▶ [Written task]:
Pick out each line containing the string "table" and copy it.

================================

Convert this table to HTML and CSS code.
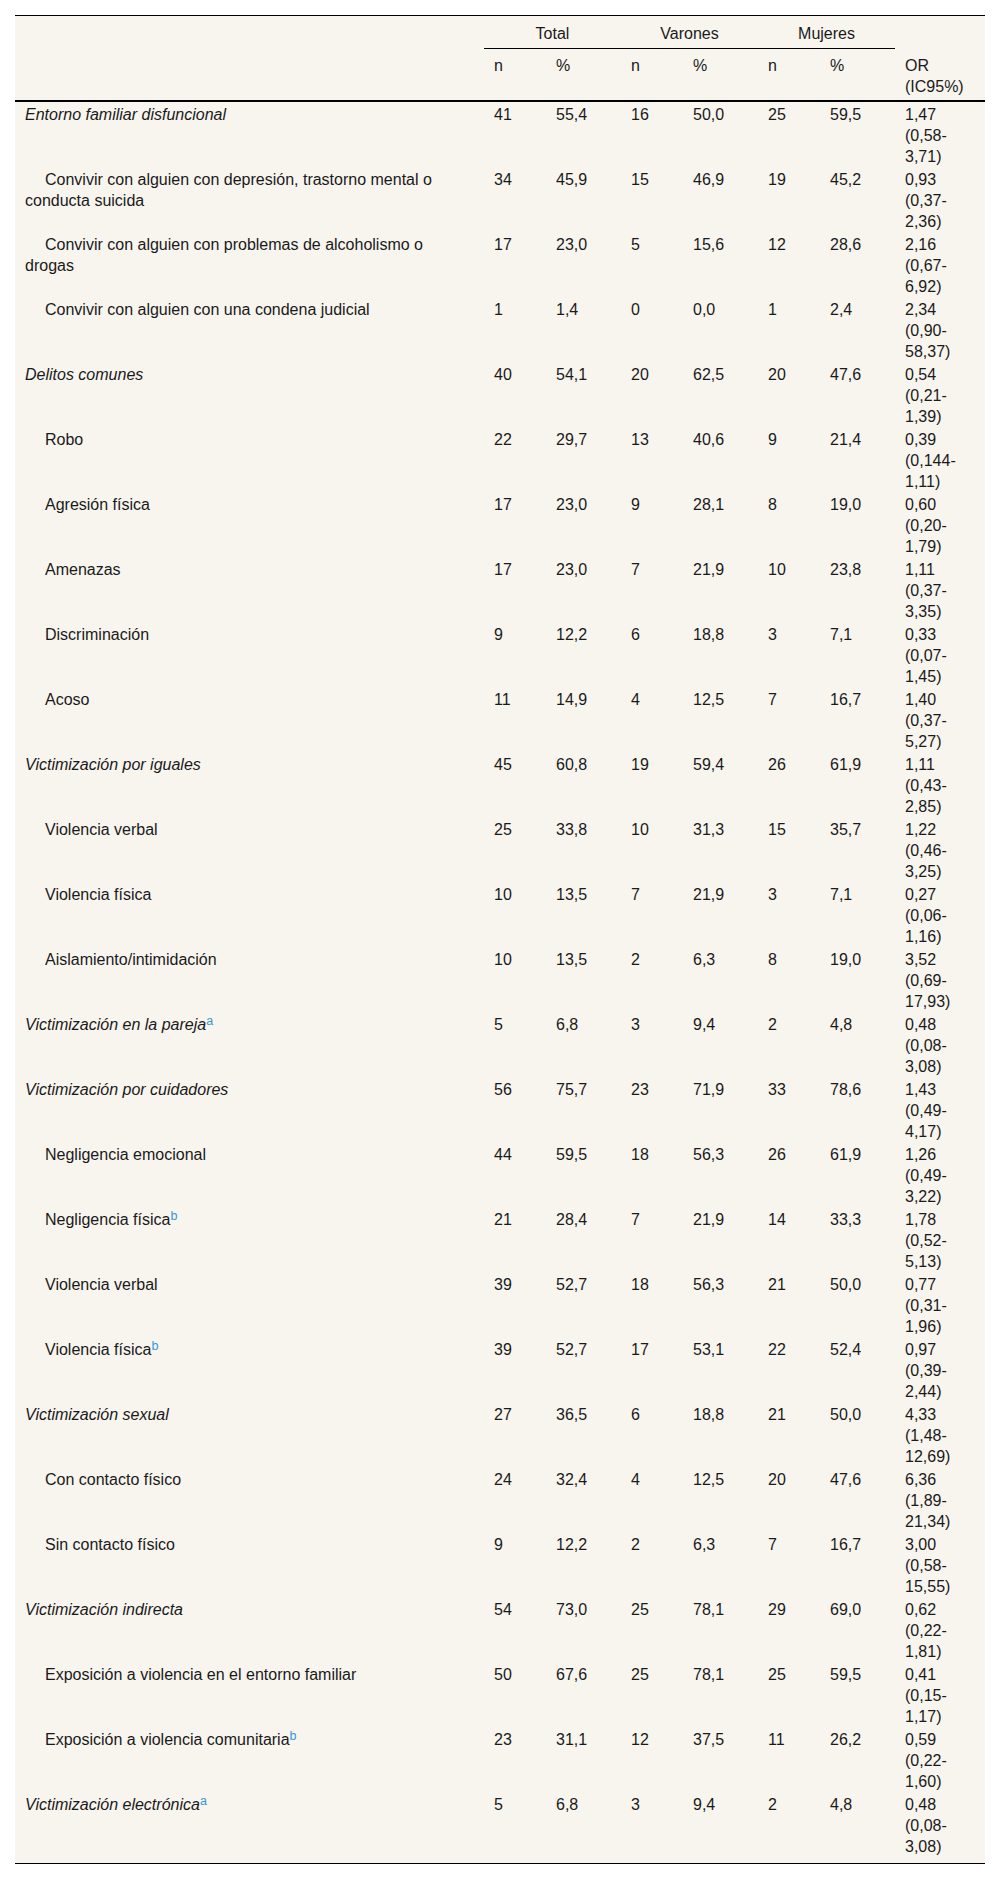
FILE: index.html
```html
<!DOCTYPE html>
<html lang="es">
<head>
<meta charset="utf-8">
<title>Tabla</title>
<link rel="stylesheet" href="styles.css">
</head>
<body>
<div class="page">
<table class="tbl">
<colgroup>
<col class="c-label"><col class="c-n"><col class="c-p"><col class="c-n"><col class="c-p"><col class="c-n"><col class="c-p"><col class="c-or">
</colgroup>
<thead>
<tr class="h1">
<th class="hlabel" rowspan="2"></th>
<th class="grp" colspan="2">Total</th>
<th class="grp" colspan="2">Varones</th>
<th class="grp" colspan="2">Mujeres</th>
<th></th>
</tr>
<tr class="h2">
<th>n</th><th>%</th><th>n</th><th>%</th><th>n</th><th>%</th><th>OR (IC95%)</th>
</tr>
</thead>
<tbody>
<tr><td class="main">Entorno familiar disfuncional</td><td>41</td><td>55,4</td><td>16</td><td>50,0</td><td>25</td><td>59,5</td><td>1,47 (0,58-<wbr>3,71)</td></tr>
<tr><td class="sub">Convivir con alguien con depresión, trastorno mental o conducta suicida</td><td>34</td><td>45,9</td><td>15</td><td>46,9</td><td>19</td><td>45,2</td><td>0,93 (0,37-<wbr>2,36)</td></tr>
<tr><td class="sub">Convivir con alguien con problemas de alcoholismo o drogas</td><td>17</td><td>23,0</td><td>5</td><td>15,6</td><td>12</td><td>28,6</td><td>2,16 (0,67-<wbr>6,92)</td></tr>
<tr><td class="sub">Convivir con alguien con una condena judicial</td><td>1</td><td>1,4</td><td>0</td><td>0,0</td><td>1</td><td>2,4</td><td>2,34 (0,90-<wbr>58,37)</td></tr>
<tr><td class="main">Delitos comunes</td><td>40</td><td>54,1</td><td>20</td><td>62,5</td><td>20</td><td>47,6</td><td>0,54 (0,21-<wbr>1,39)</td></tr>
<tr><td class="sub">Robo</td><td>22</td><td>29,7</td><td>13</td><td>40,6</td><td>9</td><td>21,4</td><td>0,39 (0,144-<wbr>1,11)</td></tr>
<tr><td class="sub">Agresión física</td><td>17</td><td>23,0</td><td>9</td><td>28,1</td><td>8</td><td>19,0</td><td>0,60 (0,20-<wbr>1,79)</td></tr>
<tr><td class="sub">Amenazas</td><td>17</td><td>23,0</td><td>7</td><td>21,9</td><td>10</td><td>23,8</td><td>1,11 (0,37-<wbr>3,35)</td></tr>
<tr><td class="sub">Discriminación</td><td>9</td><td>12,2</td><td>6</td><td>18,8</td><td>3</td><td>7,1</td><td>0,33 (0,07-<wbr>1,45)</td></tr>
<tr><td class="sub">Acoso</td><td>11</td><td>14,9</td><td>4</td><td>12,5</td><td>7</td><td>16,7</td><td>1,40 (0,37-<wbr>5,27)</td></tr>
<tr><td class="main">Victimización por iguales</td><td>45</td><td>60,8</td><td>19</td><td>59,4</td><td>26</td><td>61,9</td><td>1,11 (0,43-<wbr>2,85)</td></tr>
<tr><td class="sub">Violencia verbal</td><td>25</td><td>33,8</td><td>10</td><td>31,3</td><td>15</td><td>35,7</td><td>1,22 (0,46-<wbr>3,25)</td></tr>
<tr><td class="sub">Violencia física</td><td>10</td><td>13,5</td><td>7</td><td>21,9</td><td>3</td><td>7,1</td><td>0,27 (0,06-<wbr>1,16)</td></tr>
<tr><td class="sub">Aislamiento/intimidación</td><td>10</td><td>13,5</td><td>2</td><td>6,3</td><td>8</td><td>19,0</td><td>3,52 (0,69-<wbr>17,93)</td></tr>
<tr><td class="main">Victimización en la pareja<sup class="fn">a</sup></td><td>5</td><td>6,8</td><td>3</td><td>9,4</td><td>2</td><td>4,8</td><td>0,48 (0,08-<wbr>3,08)</td></tr>
<tr><td class="main">Victimización por cuidadores</td><td>56</td><td>75,7</td><td>23</td><td>71,9</td><td>33</td><td>78,6</td><td>1,43 (0,49-<wbr>4,17)</td></tr>
<tr><td class="sub">Negligencia emocional</td><td>44</td><td>59,5</td><td>18</td><td>56,3</td><td>26</td><td>61,9</td><td>1,26 (0,49-<wbr>3,22)</td></tr>
<tr><td class="sub">Negligencia física<sup class="fn">b</sup></td><td>21</td><td>28,4</td><td>7</td><td>21,9</td><td>14</td><td>33,3</td><td>1,78 (0,52-<wbr>5,13)</td></tr>
<tr><td class="sub">Violencia verbal</td><td>39</td><td>52,7</td><td>18</td><td>56,3</td><td>21</td><td>50,0</td><td>0,77 (0,31-<wbr>1,96)</td></tr>
<tr><td class="sub">Violencia física<sup class="fn">b</sup></td><td>39</td><td>52,7</td><td>17</td><td>53,1</td><td>22</td><td>52,4</td><td>0,97 (0,39-<wbr>2,44)</td></tr>
<tr><td class="main">Victimización sexual</td><td>27</td><td>36,5</td><td>6</td><td>18,8</td><td>21</td><td>50,0</td><td>4,33 (1,48-<wbr>12,69)</td></tr>
<tr><td class="sub">Con contacto físico</td><td>24</td><td>32,4</td><td>4</td><td>12,5</td><td>20</td><td>47,6</td><td>6,36 (1,89-<wbr>21,34)</td></tr>
<tr><td class="sub">Sin contacto físico</td><td>9</td><td>12,2</td><td>2</td><td>6,3</td><td>7</td><td>16,7</td><td>3,00 (0,58-<wbr>15,55)</td></tr>
<tr><td class="main">Victimización indirecta</td><td>54</td><td>73,0</td><td>25</td><td>78,1</td><td>29</td><td>69,0</td><td>0,62 (0,22-<wbr>1,81)</td></tr>
<tr><td class="sub">Exposición a violencia en el entorno familiar</td><td>50</td><td>67,6</td><td>25</td><td>78,1</td><td>25</td><td>59,5</td><td>0,41 (0,15-<wbr>1,17)</td></tr>
<tr><td class="sub">Exposición a violencia comunitaria<sup class="fn">b</sup></td><td>23</td><td>31,1</td><td>12</td><td>37,5</td><td>11</td><td>26,2</td><td>0,59 (0,22-<wbr>1,60)</td></tr>
<tr class="last"><td class="main">Victimización electrónica<sup class="fn">a</sup></td><td>5</td><td>6,8</td><td>3</td><td>9,4</td><td>2</td><td>4,8</td><td>0,48 (0,08-<wbr>3,08)</td></tr>
</tbody>
</table>
</div>
</body>
</html>
```
FILE: styles.css
```css
html, body {
  margin: 0;
  padding: 0;
  background: #ffffff;
}

body {
  font-family: "Liberation Sans", Arial, Helvetica, sans-serif;
  color: #1a1a1a;
}

.page {
  padding: 15px;
}

.tbl {
  width: 970px;
  table-layout: fixed;
  border-collapse: collapse;
  background: #f8f5ef;
  font-size: 16px;
  line-height: 21px;
  border-top: 1px solid #000;
  border-bottom: 1px solid #000;
}

.c-label { width: 469px; }
.c-n { width: 62px; }
.c-p { width: 75px; }
.c-or { width: 90px; }

.tbl th {
  font-weight: normal;
  text-align: left;
  vertical-align: top;
  padding: 7px 10px 4px;
}

.tbl .grp {
  text-align: center;
  border-bottom: 1px solid #000;
}

.tbl .h2 th {
  padding: 6px 10px 3px;
  border-bottom: 2px solid #000;
}

.tbl .hlabel {
  border-bottom: 2px solid #000;
}

.tbl td {
  vertical-align: top;
  text-align: left;
  padding: 2px 10px 0;
}

.tbl td.main {
  font-style: italic;
}

.tbl td.sub {
  text-indent: 20px;
}

.tbl tr.last td {
  padding-bottom: 6px;
}

.fn {
  font-style: normal;
  font-size: 12.5px;
  line-height: 0;
  vertical-align: 5px;
  color: #3497d9;
}
```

================================

▶ [Right answer]:
Convert this table to HTML and CSS code.
<table class="tbl">
</table>
  table-layout: fixed;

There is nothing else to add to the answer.